If you’re a foreign national looking to work in the Philippines, then you will need a working visa and an Alien Employment Permit (AEP).
In a previous blog post, we told you how foreigners can obtain their AEP from the Department of Labor and Employment (DOLE). For industries that are legally prohibited from hiring foreign nationals, the blog post also lists the steps the employer needs to take if they want to be exempted from the rule.
Under these special circumstances, you will need additional documents to work in The Philippines.
Nationalized and Partly-Nationalized Industries
The Foreign Investments Act of 1991 (FIA) regulates the participation of foreign nationals in local activities. Under this act, nationalized and partly-nationalized industries are among those listed in the Foreign Investment Negative List (Negative List). Among the industries that foreign nationals cannot invest or work in are the mass media, professional practices (ex. pharmacy, radiology, law, etc.), mining, public utilities, advertising, and gambling.
Foreigners can be hired to work in nationalized and partly-nationalized industries only if there are no Filipinos with the technical skills to do the job. In such cases, the foreign national who is hired is required to train their Filipino colleagues in their area of expertise.
These foreign hires will need to obtain:
- An Authority to Employ permit from the DOJ
- A Special Temporary Permit (STP) from the:
- Professional Regulation Commission (PRC)
- Department of Trade and Industry (DTI) or Department of Environment and Natural Resources (DENR) for mining
Certain industries under the Negative List may have different requirements. For example, if the employer is a retailer included in the negative list, the foreigner must also submit an updated General Information Sheet (GIS).
Moreover, PRC Resolution No. 2012- 668 lays down the guidelines and requirements for a Special Temporary Permit, including the kind of foreign professionals that must apply for the permit.
They are:
- Foreign professionals who wish to practice in the Philippines under reciprocity of other international agreements
- Foreign consultants in foreign-funded, joint venture, or foreign-assisted projects of the government
- Foreign employees of Philippine and foreign private firms or institutions pursuant to law
- Foreign health professionals on humanitarian missions
- Filipino professionals who have emigrated and become naturalized citizens of the countries they moved to
Role of the Anti-Dummy Law
The Anti-Dummy Law (Commonwealth Act No. 108) imposes criminal and civil penalties on people who violate foreign equity restrictions. This means that Filipinos must own at least 60% of a nationalized and partly-nationalized enterprise.

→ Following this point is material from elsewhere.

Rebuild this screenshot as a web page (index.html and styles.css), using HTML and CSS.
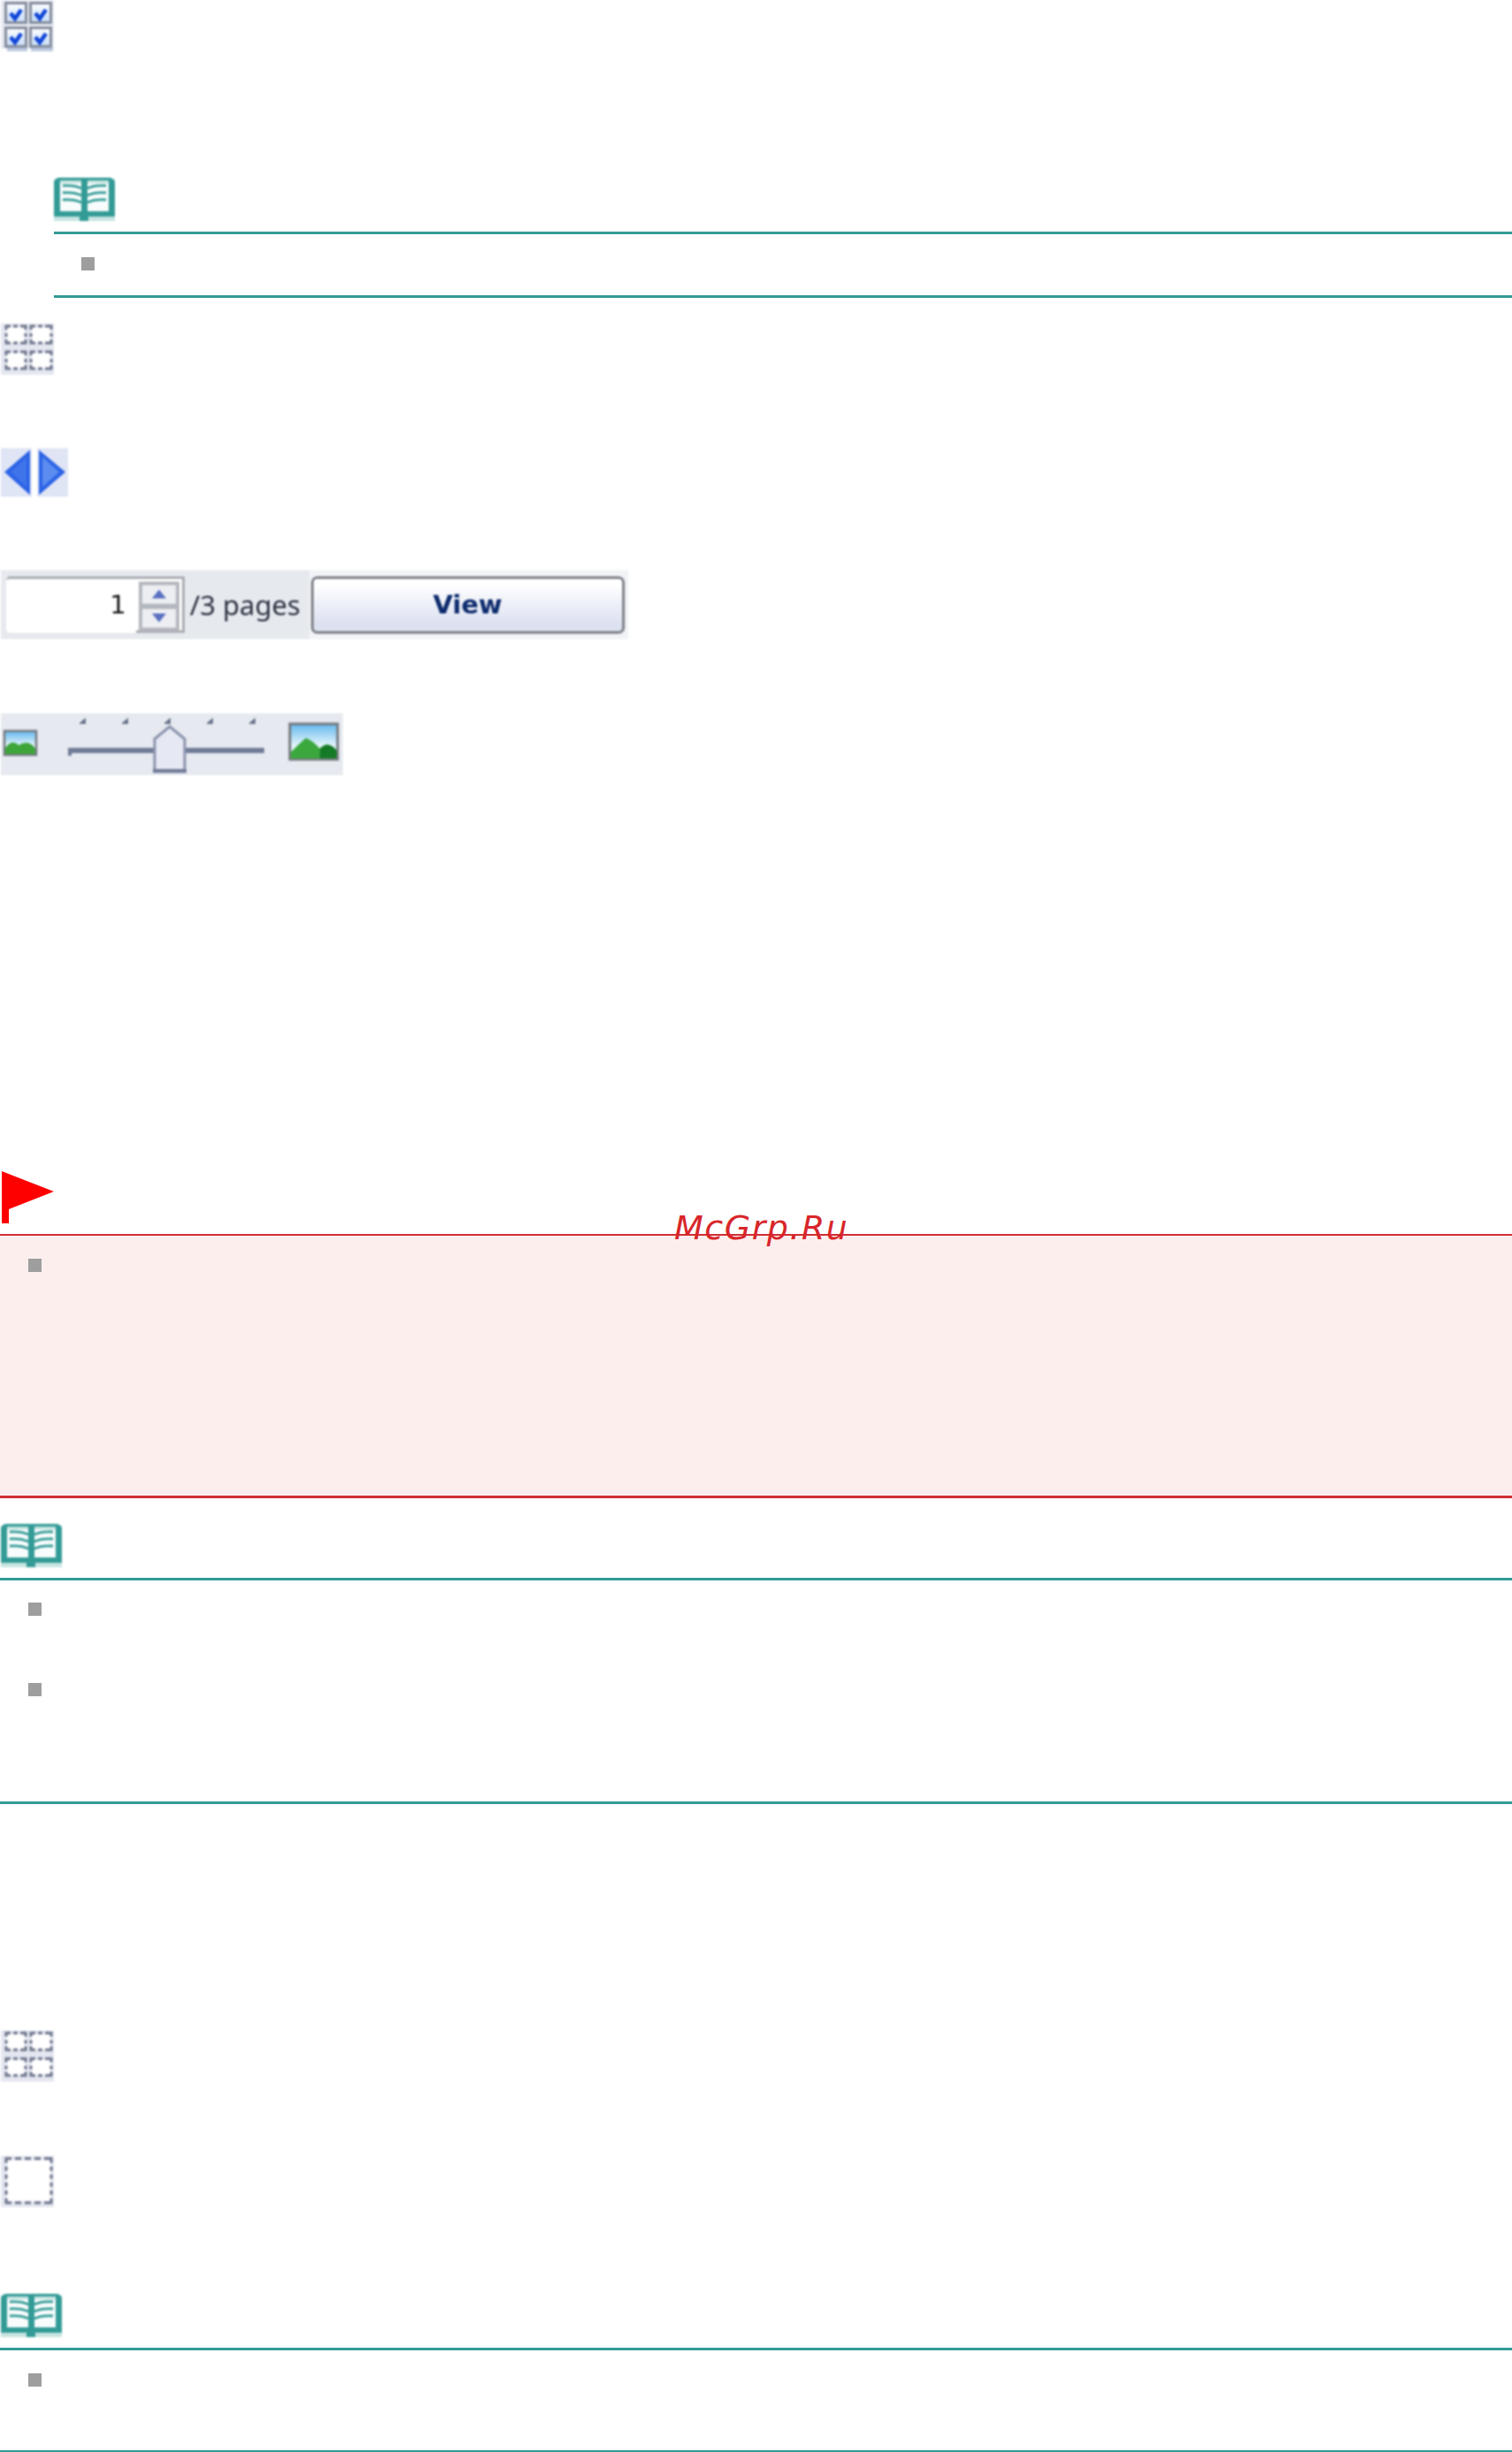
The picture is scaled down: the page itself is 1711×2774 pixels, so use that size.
FILE: index.html
```html
<!DOCTYPE html>
<html lang="en">
<head>
<meta charset="utf-8">
<title>Preview</title>
<link rel="stylesheet" href="styles.css">
</head>
<body>
<svg class="sprites" xmlns="http://www.w3.org/2000/svg">
  <symbol id="book" viewBox="0 0 69 49">
    <path d="M0 44V5Q0 2 3 1L5 0H64L66 1Q69 2 69 5V44Z" fill="#339b96"/>
    <path d="M0 44H69V49H0Z" fill="#c6e4e1"/>
    <path d="M29 44H39V49H29Z" fill="#339b96"/>
    <path d="M7 4H31V38H7ZM38 4H62V38H38Z" fill="#f8fcfc"/>
    <path d="M7 3H31V6H7ZM38 3H62V6H38Z" fill="#bfe0dd"/>
    <g fill="none" stroke="#339b96" stroke-width="2.800">
      <path d="M10 9Q23 8 31 12M59 9Q46 8 38 12"/>
      <path d="M10 17Q23 16 31 20M59 17Q46 16 38 20"/>
      <path d="M10 25Q23 24 31 28M59 25Q46 24 38 28"/>
    </g>
  </symbol>
  <symbol id="grid" viewBox="0 0 60 58">
    <path d="M0 0H60V58H0Z" fill="#e4e7f0"/>
    <path d="M7 4H27V22H7ZM35 4H56V22H35ZM7 33H27V51H7ZM35 33H56V51H35Z" fill="#fff"/>
    <g fill="none" stroke="#6f768c" stroke-width="3">
      <path d="M6 7V3H11M14 3H19M22 3H28V7M6 11V15M28 11V15M6 18V22H11M14 22H19M22 22H28V18"/>
      <path transform="translate(28 0)" d="M6 7V3H11M14 3H19M22 3H29V7M6 11V15M29 11V15M6 18V22H11M14 22H19M22 22H29V18"/>
      <path transform="translate(0 29)" d="M6 7V3H11M14 3H19M22 3H28V7M6 11V15M28 11V15M6 18V22H11M14 22H19M22 22H28V18"/>
      <path transform="translate(28 29)" d="M6 7V3H11M14 3H19M22 3H29V7M6 11V15M29 11V15M6 18V22H11M14 22H19M22 22H29V18"/>
    </g>
  </symbol>
</svg>

<svg class="icon icon-wide" viewBox="0 0 60 58" xmlns="http://www.w3.org/2000/svg" aria-label="Select all">
  <defs>
    <linearGradient id="cell" x1="0" y1="0" x2="0" y2="1">
      <stop offset="0" stop-color="#ffffff"/>
      <stop offset="1" stop-color="#c4dcf8"/>
    </linearGradient>
  </defs>
  <path d="M0 0H60V55H0Z" fill="#e6e9f1"/>
  <path d="M7 54H30V58H7ZM34 54H59V58H34Z" fill="#bcc6e0"/>
  <g fill="url(#cell)" stroke="#858d9d" stroke-width="3">
    <rect x="5.500" y="3.500" width="23" height="22"/>
    <rect x="33.500" y="3.500" width="23" height="22"/>
    <rect x="5.500" y="31.500" width="23" height="21"/>
    <rect x="33.500" y="31.500" width="23" height="21"/>
  </g>
  <g fill="none" stroke="#0f44d8" stroke-width="4.500">
    <path d="M11 15L16 21L23 11"/>
    <path d="M39 15L44 21L51 11"/>
    <path d="M11 42L16 48L23 38"/>
    <path d="M39 42L44 48L51 38"/>
  </g>
</svg>

<section class="note note-indented">
  <svg class="book"><use href="#book"/></svg>
  <div class="note-body note-body-one"><span class="bullet"></span></div>
</section>

<svg class="icon icon-wide after-note"><use href="#grid"/></svg>

<svg class="arrows" viewBox="0 0 76 55" xmlns="http://www.w3.org/2000/svg" aria-label="Previous and next">
  <path d="M0 0H35V55H0ZM41 0H76V55H41Z" fill="#e0e5f5"/>
  <path d="M33 2V53L4 27Z" fill="#2c63e6"/>
  <path d="M43 2V53L73 27Z" fill="#2c63e6"/>
  <path d="M47 10V44L66 27Z" fill="#5c8cf0"/>
  <path d="M29 10V44L11 27Z" fill="#3f74ea"/>
</svg>

<div class="pager">
  <div class="page-field">
    <span class="page-value">1</span>
    <div class="spinner">
      <span class="spin-button"><i class="tri tri-up"></i></span>
      <span class="spin-button"><i class="tri tri-down"></i></span>
    </div>
  </div>
  <span class="page-total">/3 pages</span>
  <button class="view-button" type="button">View</button>
</div>

<svg class="slider" viewBox="0 0 387 70" xmlns="http://www.w3.org/2000/svg" aria-label="Zoom">
  <defs>
    <linearGradient id="sky" x1="0" y1="0" x2="0" y2="1">
      <stop offset="0" stop-color="#62b8ee"/>
      <stop offset="0.6" stop-color="#e2f3fb"/>
    </linearGradient>
  </defs>
  <path d="M0 0H387V70H0Z" fill="#e6e9ef"/>
  <g fill="#667089">
    <path d="M89 11L96 5V12H89Z"/>
    <path d="M137 11L144 5V12H137Z"/>
    <path d="M185 11L192 5V12H185Z"/>
    <path d="M233 11L240 5V12H233Z"/>
    <path d="M281 11L288 5V12H281Z"/>
  </g>
  <path d="M76 39H298V45H80V48H76Z" fill="#717c98"/>
  <path d="M174 29L191 15L208 29V66H174Z" fill="#e6e9f4" stroke="#8b94ad" stroke-width="3"/>
  <path d="M172 63H210V67H172Z" fill="#717c98"/>
  <rect x="4" y="20" width="36" height="27" fill="url(#sky)" stroke="#757a80" stroke-width="2.500"/>
  <path d="M5 46V39Q13 29 20 36Q27 32 32 34Q37 36 39 40V46Z" fill="#3da53a"/>
  <rect x="327" y="12" width="54" height="40" fill="url(#sky)" stroke="#757a80" stroke-width="3"/>
  <path d="M328 51V44Q338 34 345 28Q352 30 361 40Q370 30 380 42V51Z" fill="#3aa83c"/>
  <path d="M361 51V40Q370 30 380 42V51Z" fill="#157a26"/>
</svg>

<svg class="flag" viewBox="0 0 60 59" xmlns="http://www.w3.org/2000/svg" aria-label="Important">
  <path d="M0 0L59 23L8 43V59H0Z" fill="#fe0000"/>
</svg>

<section class="caution">
  <span class="bullet"></span>
</section>

<section class="note note-two">
  <svg class="book"><use href="#book"/></svg>
  <div class="note-body note-body-two">
    <span class="bullet"></span>
    <span class="bullet"></span>
  </div>
</section>

<svg class="icon icon-wide grid-lower"><use href="#grid"/></svg>

<svg class="icon icon-wide single" viewBox="0 0 60 58" xmlns="http://www.w3.org/2000/svg" aria-label="Unselect">
  <path d="M0 0H60V58H0Z" fill="#e4e7f0"/>
  <path d="M7 5H56V51H7Z" fill="#fff"/>
  <path d="M6 8V3H12M16 3H23M27 3H34M38 3H45M49 3H57V8M6 12V17M6 21V26M6 30V35M6 39V44M57 12V17M57 21V26M57 30V35M57 39V44M6 48V53H12M16 53H23M27 53H34M38 53H45M49 53H57V48" fill="none" stroke="#6f768c" stroke-width="3"/>
</svg>

<section class="note note-three">
  <svg class="book"><use href="#book"/></svg>
  <div class="note-body note-body-three"><span class="bullet"></span></div>
</section>

<div class="watermark">McGrp.Ru</div>
</body>
</html>
```

FILE: styles.css
```css
html, body {
  margin: 0;
  padding: 0;
  background: #fff;
}

body {
  position: relative;
  display: flow-root;
  overflow-x: hidden;
  font-family: "DejaVu Sans", sans-serif;
}

.sprites {
  display: none;
}

svg {
  display: block;
}

.icon {
  filter: blur(1.2px);
}

.icon-wide {
  width: 60px;
  height: 58px;
  margin-left: 1px;
}

/* note blocks */
.note {
  border-bottom: 3px solid #339b96;
}

.note-indented {
  margin: 143px 0 0 61px;
}

.note-two {
  margin-top: 29px;
}

.note-three {
  margin-top: 98px;
}

.book {
  width: 69px;
  height: 49px;
  filter: blur(1px);
}

.note-two .book,
.note-three .book {
  margin-left: 1px;
}

.note-body {
  display: flex;
  flex-direction: column;
  margin-top: 12px;
  border-top: 3px solid #339b96;
  box-sizing: border-box;
  padding-left: 32px;
}

.note-indented .book {
  margin-left: 0;
}

.note-body-one {
  height: 72px;
  padding: 26px 0 0 31px;
}

.note-body-two {
  height: 253px;
  padding-top: 25px;
  gap: 76px;
}

.note-body-three {
  height: 116px;
  padding-top: 26px;
}

.bullet {
  display: block;
  width: 15px;
  height: 15px;
  background: #9e9e9e;
}

.after-note {
  margin-top: 29px;
}

/* navigation arrows */
.arrows {
  width: 76px;
  height: 55px;
  margin: 83px 0 0 1px;
  filter: blur(0.9px);
}

/* page selector */
.pager {
  display: flex;
  align-items: center;
  box-sizing: border-box;
  width: 710px;
  height: 78px;
  margin: 83px 0 0 1px;
  padding: 0 4px 0 6px;
  background: linear-gradient(90deg, #e6e9ee 0, #e6e9ee 49%, #f1f3f6 49.300%, #f1f3f6 100%);
  filter: blur(0.9px);
}

.page-field {
  display: flex;
  align-items: center;
  justify-content: flex-end;
  box-sizing: border-box;
  width: 202px;
  height: 64px;
  padding-right: 3px;
  background: linear-gradient(#a9adb3, #a9adb3) right bottom / 52px 3px no-repeat, #fff;
  border-top: 3px solid #a9adb3;
  border-right: 3px solid #a9adb3;
  border-radius: 5px 0 0 5px;
}

.page-value {
  margin: 0 14px 4px 0;
  font-size: 29px;
  color: #111;
}

.spinner {
  display: flex;
  flex-direction: column;
  justify-content: space-between;
  box-sizing: border-box;
  width: 46px;
  height: 56px;
  padding: 2px;
  background: #b4b8be;
  border: 2px solid #b4b8be;
}

.spin-button {
  display: flex;
  align-items: center;
  justify-content: center;
  height: 21px;
  background: #eceef2;
}

.tri {
  display: block;
  width: 0;
  height: 0;
  border-left: 8px solid transparent;
  border-right: 8px solid transparent;
}

.tri-up {
  border-bottom: 10px solid #5a6fc0;
}

.tri-down {
  border-top: 10px solid #5a6fc0;
}

.page-total {
  margin-left: 6px;
  width: 135px;
  font-family: "Noto Sans", sans-serif;
  font-size: 31px;
  line-height: 1;
  color: #2b3140;
  white-space: nowrap;
}

.view-button {
  box-sizing: border-box;
  width: 356px;
  height: 65px;
  margin: 0 0 0 2px;
  padding: 0;
  border: 3px solid #7f8188;
  border-radius: 7px;
  background: linear-gradient(180deg, #ffffff 10%, #dde2f2 85%);
  font-family: "DejaVu Sans", sans-serif;
  font-size: 29px;
  font-weight: 700;
  color: #0c2a6c;
}

/* zoom slider */
.slider {
  width: 387px;
  height: 70px;
  margin: 84px 0 0 1px;
  filter: blur(1.1px);
}

/* caution block */
.flag {
  width: 60px;
  height: 59px;
  margin: 448px 0 0 2px;
  filter: blur(0.5px);
}

.caution {
  box-sizing: border-box;
  height: 299px;
  margin-top: 12px;
  padding: 26px 0 0 32px;
  background: #fdeeee;
  border-top: 2px solid #d03033;
  border-bottom: 3px solid #d03033;
}

.grid-lower {
  margin-top: 256px;
}

.single {
  margin-top: 84px;
}

.watermark {
  position: absolute;
  top: 1367px;
  left: 763px;
  font-family: "DejaVu Sans", sans-serif;
  font-style: italic;
  font-size: 38px;
  line-height: 44px;
  letter-spacing: 1.500px;
  color: #d8262a;
  white-space: nowrap;
}
```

The exceptions to the 60% Filipino-owned enterprise are:
- Mass media and the practice of some professions – 100% Filipino ownership Private recruitment companies for local or overseas employment – 75% Filipino ownership
- Advertising – 70% Filipino ownership
- Retail trade enterprises with a paid-up capital of less than US$2.5 million
P.D. No. 715 amended the Anti-Dummy Law to allow foreigners to sit as members of the board of directors in partially nationalized industries in a number proportionate to their allowed equity in the company. SEC Memorandum Circular No. 8 Series of 2013 clarifies that Filipino ownership applies to the total number of outstanding shares of stock whether or not these stockholders are entitled to vote in the election of directors.